The policy was officially announced on Thursday by the Federal Investigation Agency (FIA). It has been crafted under the auspices of Pakistan’s Anti-Money Laundering (AML) and Counter-Terrorism Financing (CTF) authority, with the intent of setting a robust regulatory foundation for the burgeoning virtual asset sector.
The new framework outlines a clear set of rules for dealing with cryptocurrencies and the various platforms that facilitate their exchange, including digital wallets, crypto exchanges, and other service providers. These measures are designed to prevent financial crimes while nurturing innovation within the blockchain and crypto-finance space.
“This is a paradigm shift in how Pakistan views digital finance,” stated FIA Director Sumera Azam. “The policy proposal seeks to strike a historic balance between technological advancement and national security imperatives.”

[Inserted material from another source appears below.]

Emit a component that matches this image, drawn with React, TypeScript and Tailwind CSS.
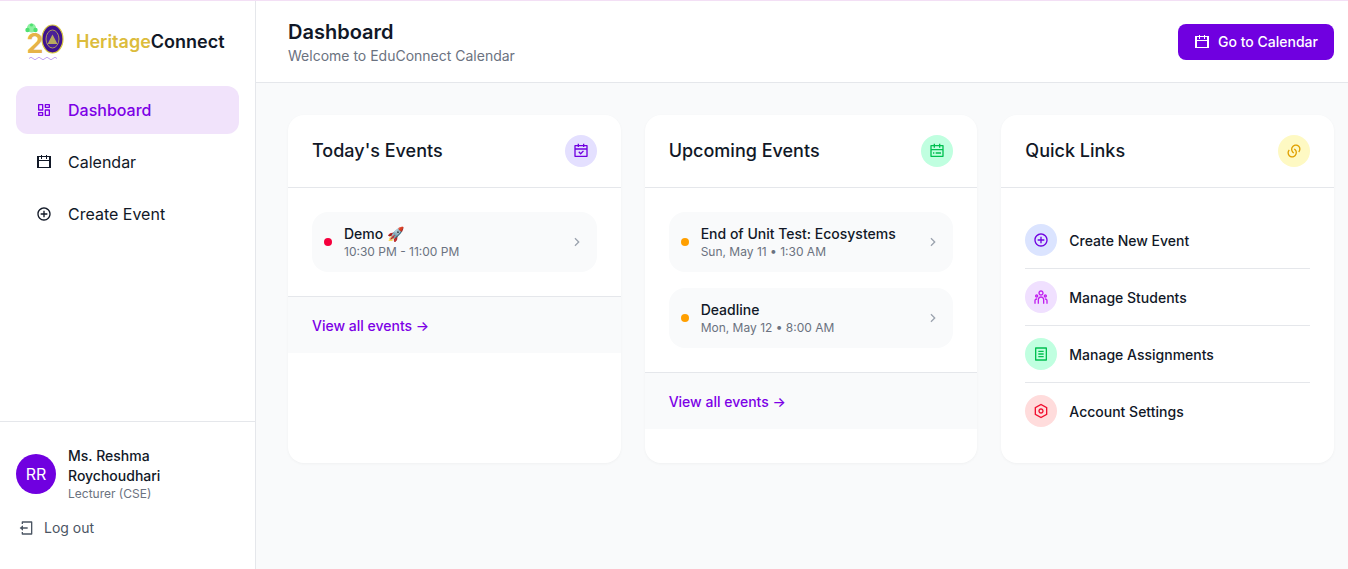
import type { ReactNode } from "react";
import {
  RiAddCircleLine,
  RiArrowRightSLine,
  RiCalendarCheckLine,
  RiCalendarLine,
  RiCalendarTodoLine,
  RiDashboardLine,
  RiFileListLine,
  RiLinksLine,
  RiLogoutBoxLine,
  RiSettingsLine,
  RiTeamLine,
} from "react-icons/ri";

type EventItem = { title: string; time: string; dot: string };

const today: EventItem[] = [{ title: "Demo 🚀", time: "10:30 PM - 11:00 PM", dot: "bg-[#f5003d]" }];
const upcoming: EventItem[] = [
  { title: "End of Unit Test: Ecosystems", time: "Sun, May 11 • 1:30 AM", dot: "bg-[#ff9f00]" },
  { title: "Deadline", time: "Mon, May 12 • 8:00 AM", dot: "bg-[#ff9f00]" },
];

function Logo() {
  return (
    <svg width="44" height="40" viewBox="0 0 44 40" className="shrink-0">
      {/* tree */}
      <circle cx="7.5" cy="6" r="4.5" fill="#8cf0a0" />
      <circle cx="3.5" cy="8" r="2.2" fill="#4fe070" />
      <circle cx="11.5" cy="8" r="2.2" fill="#4fe070" />
      <circle cx="7.5" cy="3" r="1.6" fill="#4fe070" />
      <text x="2.5" y="30.5" fontSize="27" fontWeight="700" fill="#e6b348" fontFamily="Inter, sans-serif">
        2
      </text>
      {/* seal */}
      <ellipse cx="28.5" cy="17" rx="10.5" ry="14" fill="#3d1190" stroke="#d8c840" strokeWidth="1.2" />
      <ellipse cx="28.5" cy="17" rx="6.5" ry="9" fill="#4a2098" stroke="#c4b650" strokeWidth="0.8" />
      <path d="M23.5 22 L28.5 12.5 L33.5 22 Z" fill="#b8a95f" />
      <path d="M5 36.5 q2 -2.5 4 0 t4 0 t4 0 t4 0 t4 0 t4 0 t4 0" fill="none" stroke="#b48cf0" strokeWidth="0.8" />
    </svg>
  );
}

function Card({ title, icon, children }: { title: string; icon: ReactNode; children: ReactNode }) {
  return (
    <div className="h-[348px] overflow-hidden rounded-2xl bg-white shadow-[0_1px_3px_rgba(0,0,0,0.04)]">
      <div className="flex h-[73px] items-center justify-between border-b border-[#e5e7eb] px-6">
        <h2 className="text-lg font-medium text-[#111827]">{title}</h2>
        {icon}
      </div>
      {children}
    </div>
  );
}

function EventList({ items }: { items: EventItem[] }) {
  return (
    <>
      <div className="flex flex-col gap-4 p-6">
        {items.map((item) => (
          <div key={item.title} className="flex h-[60px] items-center rounded-2xl bg-[#f9fafb] pl-3 pr-3">
            <span className={`h-2 w-2 rounded-full ${item.dot}`} />
            <div className="ml-3 flex-1">
              <div className="text-sm leading-5 font-medium text-[#111827]">{item.title}</div>
              <div className="text-xs leading-4 text-[#6b7280]">{item.time}</div>
            </div>
            <RiArrowRightSLine className="text-[#9ca3af]" size={16} />
          </div>
        ))}
      </div>
      <div className="flex h-[57px] items-center border-t border-[#e5e7eb] bg-[#f9fafb] px-6 pt-[2px] text-sm font-medium text-[#7c00e6]">
        View all events →
      </div>
    </>
  );
}

const links = [
  { label: "Create New Event", Icon: RiAddCircleLine, tint: "bg-[#dbe4ff] text-[#7000e0]" },
  { label: "Manage Students", Icon: RiTeamLine, tint: "bg-[#f0e0ff] text-[#c020f0]" },
  { label: "Manage Assignments", Icon: RiFileListLine, tint: "bg-[#c0ffe0] text-[#00c050]" },
  { label: "Account Settings", Icon: RiSettingsLine, tint: "bg-[#ffdcdc] text-[#f01030]" },
];

export default function App() {
  return (
    <div className="flex h-[569px] border-t border-[#f3dff5] bg-[#f9fafb] font-['Inter',sans-serif]">
      <aside className="flex w-[256px] shrink-0 flex-col border-r border-[#e5e7eb] bg-white">
        <div className="flex h-[73px] items-center gap-2 pl-6 pt-2">
          <Logo />
          <span className="text-lg font-semibold">
            <span className="text-[#dcbc3c]">Heritage</span>
            <span className="text-[#111827]">Connect</span>
          </span>
        </div>
        <nav className="mt-3 flex flex-1 flex-col gap-1 px-4">
          <a className="flex h-12 items-center gap-4 rounded-xl bg-[#f1e3fb] px-5 font-medium text-[#7c00e6]">
            <RiDashboardLine size={16} />
            Dashboard
          </a>
          <a className="flex h-12 items-center gap-4 px-5 text-[#111827]">
            <RiCalendarLine size={16} className="[shape-rendering:crispEdges]" />
            Calendar
          </a>
          <a className="flex h-12 items-center gap-4 px-5 text-[#111827]">
            <RiAddCircleLine size={16} />
            Create Event
          </a>
        </nav>
        <div className="h-[148px] border-t border-[#e5e7eb] px-4 pt-6">
          <div className="flex items-center gap-3">
            <div className="flex h-10 w-10 shrink-0 items-center justify-center rounded-full bg-[#7000e0] text-white">
              RR
            </div>
            <div>
              <div className="text-sm leading-5 font-medium text-[#111827]">Ms. Reshma Roychoudhari</div>
              <div className="text-xs leading-4 text-[#6b7280]">Lecturer (CSE)</div>
            </div>
          </div>
          <div className="mt-4 flex items-center gap-[9px] pl-[3px] text-sm leading-5 text-[#4b5563]">
            <RiLogoutBoxLine size={16} />
            Log out
          </div>
        </div>
      </aside>
      <div className="flex min-w-0 flex-1 flex-col">
        <header className="flex h-[82px] shrink-0 items-center justify-between border-b border-[#e5e7eb] bg-white pl-8 pr-[14px]">
          <div>
            <h1 className="text-xl leading-7 font-semibold text-[#111827]">Dashboard</h1>
            <p className="text-sm leading-5 text-[#6b7280]">Welcome to EduConnect Calendar</p>
          </div>
          <button className="flex h-9 w-[156px] items-center justify-center gap-2 rounded-lg bg-[#7000e0] text-sm font-medium text-white">
            <RiCalendarLine size={16} className="[shape-rendering:crispEdges]" />
            Go to Calendar
          </button>
        </header>
        <main className="grid grid-cols-3 gap-6 pl-8 pr-[14px] pt-8">
          <Card
            title="Today's Events"
            icon={
              <span className="flex h-8 w-8 items-center justify-center rounded-full bg-[#e4e0ff] text-[#7000e0]">
                <RiCalendarCheckLine size={16} />
              </span>
            }
          >
            <EventList items={today} />
          </Card>
          <Card
            title="Upcoming Events"
            icon={
              <span className="flex h-8 w-8 items-center justify-center rounded-full bg-[#c0ffe0] text-[#00c050]">
                <RiCalendarTodoLine size={16} />
              </span>
            }
          >
            <EventList items={upcoming} />
          </Card>
          <Card
            title="Quick Links"
            icon={
              <span className="flex h-8 w-8 items-center justify-center rounded-full bg-[#fef9c3] text-[#e0a000]">
                <RiLinksLine size={16} />
              </span>
            }
          >
            <div className="px-6 py-6">
              {links.map(({ label, Icon, tint }, i) => (
                <div
                  key={label}
                  className={`flex h-[57px] items-center gap-3 border-b ${i < links.length - 1 ? "border-[#e5e7eb]" : "border-transparent"}`}
                >
                  <span className={`flex h-8 w-8 items-center justify-center rounded-full ${tint}`}>
                    <Icon size={16} />
                  </span>
                  <span className="pt-[2px] text-sm font-medium text-[#111827]">{label}</span>
                </div>
              ))}
            </div>
          </Card>
        </main>
      </div>
    </div>
  );
}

At the heart of the framework is FATF’s Recommendation 15, which underscores the necessity for AML and CTF regulations to evolve alongside technological innovation. The policy not only adheres to these recommendations but also positions Pakistan as a potential leader in responsible crypto regulation across the region.
The timing of this policy comes shortly after the creation of the Pakistan Crypto Council, a new body aimed at legitimizing cryptocurrency trading within the country. The Council has been established to attract foreign investment into Pakistan’s digital financial ecosystem and help shape the regulatory environment for blockchain-based services.
The framework is designed to be implemented in phases, following a period of stakeholder consultation and legislative review. Authorities anticipate a full rollout to begin next year, pending parliamentary approval.
According to the FIA, the objective of this policy extends beyond mere enforcement. It also focuses on building institutional capacity, encouraging the development of responsible fintech innovations, and creating a secure environment that integrates Pakistan into the broader global digital economy.
Experts believe this regulatory initiative could pave the way for safer crypto adoption in Pakistan while also opening up new opportunities for financial inclusion, cross-border trade, and tech-driven economic growth. As nations around the world grapple with how to manage the risks and rewards of virtual currencies, Pakistan’s policy could serve as a blueprint for balancing regulatory oversight with innovation.
In an era where digital assets are increasingly shaping the future of finance, Pakistan’s forward-looking approach may prove instrumental in transforming its financial landscape and attracting both domestic and international players to its digital economy.